Obama does not resemble, approximate or associate with anyone or anything on the left. Goldwater or Nixon today would out liberalize him. No one expected him to come through on every single thing he promised to deliver- but no one expected him to compromise, cave in or reverse practically everything he encouraged us to hope for.

Blake Andrews said...

Generally anything over 300 requires a return trip, although there is some play in that number. If he visits one of the tornado sites next week and is photographed showing emotion, he could wait until it hits maybe 600.

Dr. Gene Ray said...

Whoa!
Obama should only help those that voted for him? Holy shit... Is that really what you're saying Anonymous?

Microcord said...

On the general uselessness of Obama: Well, it seems that Obama isn't all that keen to make the US and the world so very much worse than it already is. That makes him preferable to McCain (or anyway the 2008 model, far-right McCain), who seemed to relish the prospect of doing this.
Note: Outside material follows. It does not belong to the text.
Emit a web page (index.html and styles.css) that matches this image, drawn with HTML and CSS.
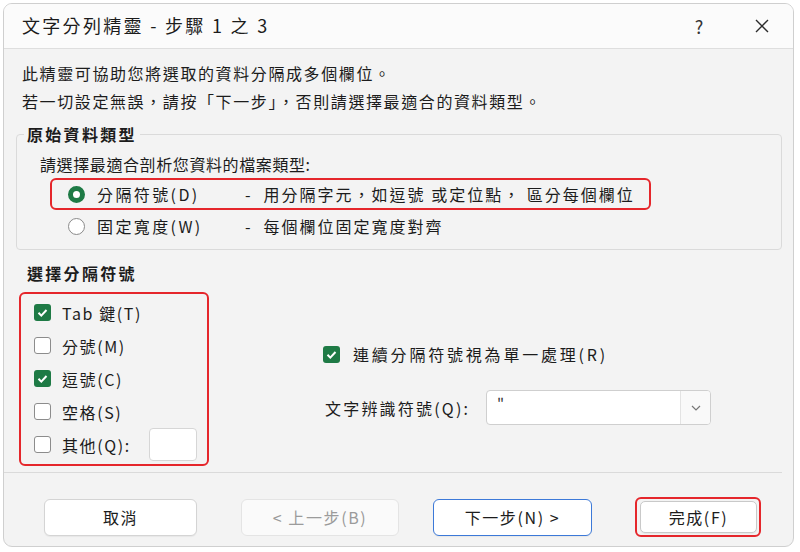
FILE: index.html
```html
<!DOCTYPE html>
<html lang="zh-Hant">
<head>
    <meta charset="UTF-8">
    <meta name="viewport" content="width=device-width, initial-scale=1.0">
    <title>文字分列精靈 - 步驟 1 之 3</title>
    <link rel="stylesheet" href="styles.css">
</head>
<body>

    <div class="dialog">
        <div class="titlebar">
            <span class="title">文字分列精靈 - 步驟 1 之 3</span>
            <span class="help">?</span>
            <span class="close">
                <svg width="16" height="16" viewBox="0 0 16 16"><path d="M2 2L14 14M14 2L2 14" stroke="#2b2b2b" stroke-width="1.4" fill="none"/></svg>
            </span>
        </div>

        <div class="content">
            <p class="intro">此精靈可協助您將選取的資料分隔成多個欄位。<br>若一切設定無誤，請按「下一步」，否則請選擇最適合的資料類型。</p>

            <fieldset class="group">
                <legend>原始資料類型</legend>
                <div class="group-body">
                    <div class="hint">請選擇最適合剖析您資料的檔案類型:</div>
                    <label class="opt marked">
                        <span class="radio on"></span>
                        <span class="opt-name">分隔符號(D)</span>
                        <span class="opt-desc"><span class="dash">-</span>用分隔字元，如逗號 或定位點， 區分每個欄位</span>
                    </label>
                    <label class="opt">
                        <span class="radio"></span>
                        <span class="opt-name">固定寬度(W)</span>
                        <span class="opt-desc"><span class="dash">-</span>每個欄位固定寬度對齊</span>
                    </label>
                </div>
            </fieldset>

            <div class="delims">
                <div class="section-title">選擇分隔符號</div>
                <div class="delim-row">
                    <div class="delim-list marked">
                        <label class="check-row"><span class="check on"><svg width="17" height="17" viewBox="0 0 17 17"><path d="M4.5 8.8l2.8 2.8 5.2-5.6" stroke="#fff" stroke-width="2" fill="none"/></svg></span>Tab 鍵(T)</label>
                        <label class="check-row"><span class="check"></span>分號(M)</label>
                        <label class="check-row"><span class="check on"><svg width="17" height="17" viewBox="0 0 17 17"><path d="M4.5 8.8l2.8 2.8 5.2-5.6" stroke="#fff" stroke-width="2" fill="none"/></svg></span>逗號(C)</label>
                        <label class="check-row"><span class="check"></span>空格(S)</label>
                        <label class="check-row"><span class="check"></span>其他(Q):<span class="other-input"></span></label>
                    </div>
                    <div class="delim-opts">
                        <label class="check-row"><span class="check on"><svg width="17" height="17" viewBox="0 0 17 17"><path d="M4.5 8.8l2.8 2.8 5.2-5.6" stroke="#fff" stroke-width="2" fill="none"/></svg></span>連續分隔符號視為單一處理(R)</label>
                        <div class="qualifier">
                            <span class="qualifier-label">文字辨識符號(Q):</span>
                            <div class="select">
                                <span class="select-value">"</span>
                                <span class="select-arrow">
                                    <svg width="10" height="6" viewBox="0 0 10 6"><path d="M1 1l4 4 4-4" stroke="#777" stroke-width="1.2" fill="none"/></svg>
                                </span>
                            </div>
                        </div>
                    </div>
                </div>
            </div>

            <div class="buttons">
                <button class="btn btn-cancel">取消</button>
                <button class="btn btn-back" disabled>&lt; 上一步(B)</button>
                <button class="btn btn-next">下一步(N) &gt;</button>
                <div class="finish-wrap">
                    <button class="btn btn-finish">完成(F)</button>
                </div>
            </div>
        </div>
    </div>

</body>
</html>
```

FILE: styles.css
```css
body {
    margin: 0;
    background-color: #fff;
    font-family: "Noto Sans CJK TC", "Noto Sans", sans-serif;
    color: #1c1c1c;
}
.dialog {
    margin: 3px;
    width: 789px;
    height: 542px;
    border: 1px solid #cfcfcf;
    border-radius: 9px;
    background-color: #f3f3f3;
    overflow: hidden;
    display: flex;
    flex-direction: column;
}

/* 標題列 */
.titlebar {
    height: 44px;
    flex-shrink: 0;
    background-color: #fbfbfb;
    border-bottom: 1px solid #dedede;
    display: flex;
    align-items: center;
    padding: 0 21px 0 18px;
}
.title {
    flex: 1;
    font-size: 18px;
    letter-spacing: 2.3px;
    margin-top: -2px;
}
.help {
    width: 20px;
    text-align: center;
    font-size: 18px;
    color: #333;
    margin-right: 43px;
}
.close {
    width: 20px;
    height: 16px;
    display: flex;
    justify-content: center;
}

.content {
    flex: 1;
    display: flex;
    flex-direction: column;
}
.intro {
    margin: 10px 0 0 18px;
    font-size: 16px;
    letter-spacing: 1.6px;
    line-height: 28px;
}

/* 原始資料類型 */
.group {
    margin: 9px 11px 0 12px;
    border: 1px solid #dadada;
    border-radius: 4px;
    padding: 0 7px 7px;
    min-width: 0;
}
.group legend {
    font-size: 16px;
    font-weight: bold;
    letter-spacing: 2.3px;
    line-height: 20px;
    padding: 0 3px;
}
.group-body {
    margin-left: 16px;
}
.hint {
    margin-top: 8px;
    font-size: 16px;
    letter-spacing: 0.6px;
    line-height: 24px;
    margin-bottom: 2px;
}
.opt {
    box-sizing: border-box;
    width: 601px;
    height: 32px;
    margin-left: 10px;
    padding-left: 16px;
    border: 2px solid transparent;
    border-radius: 6px;
    display: flex;
    align-items: center;
    font-size: 16px;
    letter-spacing: 2px;
}
.marked {
    border: 2px solid #e5262b;
}
.radio {
    box-sizing: border-box;
    width: 17px;
    height: 17px;
    border-radius: 50%;
    border: 1px solid #8a8a8a;
    background-color: #fff;
    margin-right: 12px;
    flex-shrink: 0;
}
.radio.on {
    border: 5px solid #1e7a45;
}
.opt-name {
    width: 148px;
    letter-spacing: 2.4px;
}
.dash {
    margin-right: 11px;
}

/* 選擇分隔符號 */
.delims {
    margin-right: 11px;
    padding: 11px 0 6px 15px;
    border-bottom: 1px solid #dadada;
}
.section-title {
    margin-left: 8px;
    font-size: 16px;
    font-weight: bold;
    letter-spacing: 2.3px;
    line-height: 24px;
    margin-bottom: 7px;
}
.delim-row {
    display: flex;
    align-items: flex-start;
}
.delim-list {
    box-sizing: border-box;
    width: 190px;
    padding: 2px 0 3px 13px;
    border-radius: 6px;
}
.check-row {
    display: flex;
    align-items: center;
    height: 33px;
    font-size: 16px;
    letter-spacing: 1.6px;
}
.check {
    box-sizing: border-box;
    width: 17px;
    height: 17px;
    border: 1px solid #8c8c8c;
    border-radius: 3px;
    background-color: #fff;
    margin-right: 11px;
    flex-shrink: 0;
    display: flex;
}
.check.on {
    border: none;
    background-color: #1e7a45;
}
.other-input {
    box-sizing: border-box;
    width: 48px;
    height: 33px;
    margin-left: 18px;
    background-color: #fff;
    border: 1px solid #d6d6d6;
    border-radius: 4px;
}
.delim-opts {
    margin-left: 114px;
    padding-top: 50px;
}
.delim-opts .check-row {
    height: 24px;
    letter-spacing: 2.8px;
}
.delim-opts .check {
    margin-right: 13px;
}
.qualifier {
    margin-top: 24px;
    display: flex;
    align-items: center;
}
.qualifier-label {
    width: 161px;
    margin-left: 2px;
    font-size: 16px;
    letter-spacing: 2.2px;
}
.select {
    box-sizing: border-box;
    width: 225px;
    height: 35px;
    background-color: #fff;
    border: 1px solid #cfcfcf;
    border-radius: 4px;
    display: flex;
    overflow: hidden;
}
.select-value {
    flex: 1;
    padding: 3px 0 0 10px;
    font-size: 15px;
    line-height: 22px;
    color: #333;
}
.select-arrow {
    width: 29px;
    border-left: 1px solid #e3e3e3;
    background-color: #f9f9f9;
    display: flex;
    align-items: center;
    justify-content: center;
}

/* 按鈕 */
.buttons {
    display: flex;
    align-items: center;
    padding: 24px 0 0 40px;
}
.btn {
    box-sizing: border-box;
    height: 37px;
    font-family: inherit;
    font-size: 16px;
    letter-spacing: 1.6px;
    color: #1c1c1c;
    background-color: #fff;
    border: 1px solid #d4d4d4;
    border-radius: 6px;
    box-shadow: 0 1px 1px rgba(0, 0, 0, 0.05);
}
.btn-cancel {
    width: 153px;
}
.btn-back {
    width: 158px;
    margin-left: 44px;
    color: #9b9b9b;
    background-color: #fafafa;
    border-color: #e4e4e4;
    box-shadow: none;
}
.btn-next {
    width: 159px;
    margin-left: 34px;
    border: 1.5px solid #3c79d8;
}
.finish-wrap {
    box-sizing: border-box;
    width: 126px;
    height: 40px;
    margin-left: 43px;
    padding: 2px 2px 2px 3px;
    border: 2px solid #e5262b;
    border-radius: 6px;
}
.btn-finish {
    width: 100%;
    height: 32px;
    border-color: #c9c9c9;
    border-radius: 5px;
}
```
This is the choice you're presented with: the conservative or mildly retrogressive Dems versus the openly retrogressive Reps. For how the retrogressives, the cronyists, the know-nothings and the plain stupids got so well-financed and powerful, read Republican Gomorrah (despite its dumb title). For the reason why even mild progressivism hardly stands a chance these days, read "Kabuki Democracy" and the book that it turned into (despite its dumb title). And specifically for the bankrupting of the US by the legalized crime syndicates, read this extract and then the rest of Taibbi's (excellently titled) Griftopia.

(Griftopia is actually fun to read, or anyway is if black humor is your thing.)

And then lighten up with the sight of a gas-guzzler getting its come-uppance.

Oh, and sample a dingbat perception of scientific knowledge from somebody whose fantasies ought to have her drinking alone in a bar but who instead is taken seriously by the millions who take Fox "News" seriously.

Blake Andrews said...

Interesting perspective as usual, Microcord. What's the general perception of Obama in Japan?

Microcord said...

I don't know, Blake.

What do the newspapers say here? Well, the newspapers always tend to be circumspect -- OK, bland. Plus I don't attempt to read them.

This morning I asked the missus -- my sample of one. But I did ask her about the Japanese perception rather than her perception. So just after she started attempting to answer the question, she stopped herself, with the remark that since the enfranchised population of Tokyo had recently and overwhelmingly reelected as guv'nor the right-wing (and gaffe-prone) Ishihara Shintarō, she found it impossible to divine the mass Japanese psyche.

I can make some guesses. I think Hopey went down well in late 2008, for all the obvious reasons. But while the Japanese tend to be deeply conservative in domestic politics, this conservatism doesn't extend to automatic sympathy with what's conservative elsewhere. There's little appetite even for wars that have UN approval, and the inability or unwillingness of the US to extricate itself from Afghanistan or Iraq, plus its participation in what looks like a war in Libya, all combine to make him look like Bush 3. Add inaction on the Guantánamo concentration camp, the shoot-the-messenger attitude to Wikileaks, and he's distinctly tarnished.

As for the US in general, it's probably underrated in recent months. I believe that in "Operation Tomodachi", US forces did a huge amount of needed and unpleasant work: the abstract phrase "partly reopening Sendai Airport" meant such things as extricating, wrapping and sending off an unspecified but large number of corpses.

Back to Obama. Me, I just hope against hope that the American electorate somehow starts to realize how it's been conned by a hard right that combines greed, callousness and stupidity, that the credibility of the hard right crumbles, and that, yes, policies can again dare to be at least as far to the left as Richard Nixon would have wanted them.